Research Interests
Mission Statement
The long-term goal of the department is to understand the mechanisms
underlying variation in adaptive traits. As a prerequisite, the
genes that are used by wild plants and animals to create phenotypic
diversity need to be defined. By integrating a mechanistic understanding
of genetic networks with an understanding of the adaptive significance
of trait variation, it should be possible to identify functionally
divergent alleles in natural populations. This knowledge can be
used to understand the genetic mechanisms underlying adaptive change,
and to predict the performance of natural populations under changing
environmental conditions.
Overview
The department focuses on two aspects of development: its mechanistic foundation,
which is being studied in the reference organisms Arabidopsis thaliana and
Drosophila melanogaster; and the genetic and genomic basis of naturally occurring
variation, which is being studied in Arabidopsis as well as the guppy, Poecilia
reticulata.
Multicellularity, and thus the necessity to build complex patterns
from individual cells, evolved independently in animals and plants.

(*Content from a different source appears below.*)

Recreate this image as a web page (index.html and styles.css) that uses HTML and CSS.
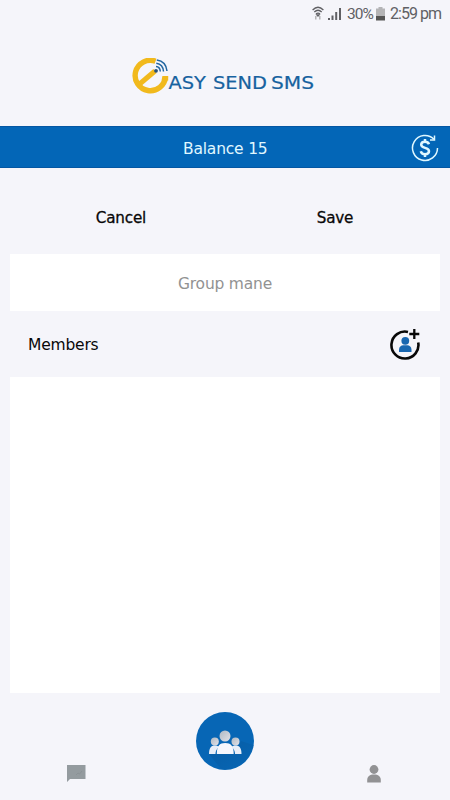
FILE: index.html
```html
<!DOCTYPE html>
<html lang="en" dir="ltr">
	<head>
		<meta charset="utf-8" />
		<title>Easy Send SMS</title>
		<link rel="stylesheet" href="styles.css">
	</head>
	<body>
		<div class="status-bar flex">
			<svg class="wifi" width="12" height="15" viewBox="0 0 12 15" fill="none" stroke="#606064" stroke-width="1.3">
				<path d="M.6 4Q6-1.500 11.400 4M2.300 6Q6 2.500 9.700 6M4 8q2-1.700 4 0"/>
				<path d="M3.800 10v3.500M7.800 10v3.500" stroke="#aaa"/>
				<path d="M5 9h2L6 10z" fill="#606064"/>
			</svg>
			<svg class="signal" width="14" height="13" viewBox="0 0 14 13" fill="#606064">
				<path d="M0 11h2v2H0zM3.500 8.500h2V13h-2zM7.200 5h2v8h-2zM11 1h2v12h-2z"/>
			</svg>
			<span class="percent">30%</span>
			<svg class="battery" width="9" height="14" viewBox="0 0 9 14">
				<path d="M2.500 0h4v1.500H9V9H0V1.500h2.500z" fill="#b4b4b6"/>
				<path d="M0 9h9v4.500H0z" fill="#555"/>
			</svg>
			<span class="time">2:59 pm</span>
		</div>
		<header class="brand">
			<svg width="184" height="40" viewBox="0 0 184 40">
				<path d="M24.500 3.200A15.200 15.200 0 1 0 34.500 18.500" fill="none" stroke="#f1b91c" stroke-width="5.400"/>
				<path d="M31.500 18H37.200V22.500H30.500z" fill="#f1b91c"/>
				<path d="M8 26.500L24 13" stroke="#f1b91c" stroke-width="5"/>
				<circle cx="25" cy="12.800" r="1.900" fill="#26527d"/>
				<g fill="none" stroke="#2166a1" stroke-width="1.500">
					<path d="M25 8.600Q29 8.800 29.300 13.500"/>
					<path d="M25.300 5.300Q32 6.300 32.500 13.500"/>
					<path d="M25.800 2Q35 3.300 36 13"/>
				</g>
				<text class="brand-name" x="37.500" y="31" textLength="37.500" lengthAdjust="spacingAndGlyphs">ASY</text>
				<text class="brand-name" x="82" y="31" textLength="54" lengthAdjust="spacingAndGlyphs">SEND</text>
				<text class="brand-name" x="140" y="31" textLength="43" lengthAdjust="spacingAndGlyphs">SMS</text>
			</svg>
		</header>
		<div class="balance flex">
			<span>Balance 15</span>
			<svg class="refresh" width="28" height="28" viewBox="0 0 28 28" fill="none" stroke="#e0f8ff" stroke-width="1.500">
				<path d="M26.500 14A12.500 12.500 0 1 1 23 5.300"/>
				<path d="M23.500 1.500V6H19"/>
				<path d="M18 10.200C17.300 8.300 15.800 7.700 14 7.700c-2.200 0-3.800 1.100-3.800 3 0 4 7.800 2.300 7.800 6.300 0 2-1.700 3.200-4 3.200-2.100 0-3.700-.9-4.200-3M14 5v3M14 20v3" stroke-width="2.500"/>
			</svg>
		</div>
		<div class="actions grid">
			<button type="button" class="action">Cancel</button>
			<button type="button" class="action">Save</button>
		</div>
		<input class="group-name" type="text" placeholder="Group mane" />
		<div class="members flex">
			<span>Members</span>
			<button type="button" class="add-member" title="Add member">
				<svg width="30" height="32" viewBox="0 0 30 32">
					<path d="M18 2.900A13.500 13.500 0 1 0 28.200 13.500" fill="none" stroke="#080808" stroke-width="2.600"/>
					<path d="M24.300 0v10M19.300 5h10" stroke="#080808" stroke-width="2.300"/>
					<circle cx="15.300" cy="11.800" r="3.900" fill="#1766b0"/>
					<path d="M9 23v-2.200c0-3 2-4.500 4.300-4.500h4c2.300 0 4.200 1.500 4.200 4.500V23z" fill="#1766b0"/>
				</svg>
			</button>
		</div>
		<div class="member-list"></div>
		<nav class="tabs grid">
			<svg class="tab" width="19" height="18" viewBox="0 0 19 18">
				<path d="M0 0h18.500v14H3L0 17z" fill="#949b9f"/>
				<path d="M9 10l2-2 1.500 1L15 6" fill="none" stroke="#8b9296"/>
			</svg>
			<svg class="groups" width="60" height="60" viewBox="0 0 60 60">
				<defs>
					<linearGradient id="head" x2="1" y2="1">
						<stop offset="0" stop-color="#aeb8c3"/>
						<stop offset="1" stop-color="#e2e2e8"/>
					</linearGradient>
					<linearGradient id="shade" x2="1" y2="1">
						<stop offset="0" stop-color="#075ca4"/>
						<stop offset="1" stop-color="#0766b5"/>
					</linearGradient>
				</defs>
				<circle cx="30" cy="30" r="29" fill="#0766b5"/>
				<path d="M14 43L26 58Q51 60 58.500 34L46 30 39 43z" fill="url(#shade)"/>
				<circle cx="19.800" cy="30.500" r="4" fill="url(#head)"/>
				<circle cx="40.500" cy="30.500" r="4" fill="url(#head)"/>
				<circle cx="30" cy="25" r="5.500" fill="url(#head)"/>
				<path d="M14 43c0-6 2-8.500 6-8.500 2 0 3 .5 4 1.500-2.500 2-3.500 4-3.500 7zM46.500 43c0-6-2-8.500-6-8.500-2 0-3 .5-4 1.500 2.500 2 3.500 4 3.500 7z" fill="#e8eef8"/>
				<path d="M21.800 43c0-8 2.700-11 8.400-11s8.500 3 8.500 11z" fill="#f5f7fd"/>
			</svg>
			<svg class="tab" width="14" height="18" viewBox="0 0 14 18" fill="#929294">
				<circle cx="7" cy="4.500" r="4.400"/>
				<path d="M.2 17.500V15c0-3.500 2.500-5.500 6.800-5.500s6.800 2 6.800 5.500v2.500z"/>
			</svg>
		</nav>
	</body>
</html>
```
FILE: styles.css
```css
body {
	margin: 0;
	height: 800px;
	display: flex;
	flex-direction: column;
	overflow: hidden;
	background-color: #f5f5fa;
	color: #080808;
	font: 15.5px/20px "DejaVu Sans", sans-serif;
	letter-spacing: -0.2px;
}

svg {
	display: block;
	flex: none;
}

button {
	padding: 0;
	border: none;
	background: none;
	color: inherit;
	font: inherit;
	letter-spacing: inherit;
	cursor: pointer;
}

.flex {
	display: flex;
	align-items: center;
}

.grid {
	display: grid;
}

.status-bar {
	height: 27px;
	padding-right: 9px;
	justify-content: flex-end;
	color: #606064;
	font: 16px/28px Roboto, sans-serif;
}

.signal {
	margin: 0 5px 0 4px;
}

.percent {
	width: 26px;
	font-size: 15.5px;
	letter-spacing: -1px;
}

.battery {
	margin: 0 5px 0 3px;
}

.time {
	width: 51px;
	font-size: 16px;
	letter-spacing: -0.95px;
	white-space: nowrap;
}

.brand {
	height: 70px;
	padding: 29px 0 0 131px;
}

.brand svg {
	margin-top: 2px;
}

.brand-name {
	fill: #17629f;
	stroke: #17629f;
	stroke-width: 0.2px;
	font: 17px "DejaVu Sans", sans-serif;
	letter-spacing: 0;
}

.balance {
	box-sizing: border-box;
	height: 42px;
	padding: 2px 11px 0 183px;
	justify-content: space-between;
	border: solid #0457a3;
	border-width: 1px 0;
	background-color: #0366b7;
	color: #e0f8ff;
}

.balance span,
.members span {
	padding-top: 2px;
}

.actions {
	height: 86px;
	padding: 0 6px 0 12px;
	grid-template-columns: 218px 1fr;
	align-items: center;
}

.action {
	padding-top: 14px;
	font-size: 15.2px;
	-webkit-text-stroke: 0.3px;
}

.action:last-child {
	padding-right: 4px;
}

.group-name {
	box-sizing: border-box;
	height: 57px;
	margin: 0 10px;
	padding: 2px 0 0;
	border: none;
	background-color: #fff;
	font: inherit;
	letter-spacing: inherit;
	text-align: center;
}

.group-name::placeholder {
	color: #929292;
}

.members {
	height: 66px;
	padding: 0 30px 0 28px;
	justify-content: space-between;
}

.add-member {
	padding-top: 1px;
}

.member-list {
	height: 316px;
	margin: 0 10px;
	background-color: #fff;
}

.tabs {
	height: 106px;
	grid-template-columns: 153px 144px 153px;
	justify-items: center;
	align-items: start;
}

.tab {
	margin-top: 72px;
}

.groups {
	margin-top: 18px;
}
```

Hence, a comparison of pattern formation in the two groups allows
one to distinguish mechanisms and signalling processes that are in?dispensable
for morphogenesis from those that can be substituted by new ones.
Interactions in transcriptional and microRNA networks are examples
of common mechanisms that are being studied, while the direct transfer
of signalling molecules between cells is an example of a divergent
mechanism unique to plants.
A largely plant-specific phenomenon is the tremendous plasticity
of post-embryonic development in genetically identical individuals.
Plants therefore offer an exceptional opportunity to understand the
interplay between environmental signals and hard-wired developmental
programs. The model being used in the department is the control of
flowering by factors such as day length and ambient temperature.
Developmental plasticity is also apparent between genetically distinct
individuals, both within species and between closely related ones.
Because much is known about the molecular basis of flowering control,
the department studies the onset of reproductive development as a
model adaptive trait in Arabidopsis.
A very different approach has been chosen for the study of related
questions in animals. Unfortunately, the ecology of traditional models
for genetic studies such as Drosophila or C. elegans is only poorly
understood. There are, however, a few organisms in which questions
of ecology and short-term evolution have been extensively investigated,
among them the guppy. Because husbandry of guppies is fairly simple,
and because it is today much easier to generate genomic resources
than to develop a detailed ecological picture for a species of choice,
the guppy has been selected to study adaptive variation in animals.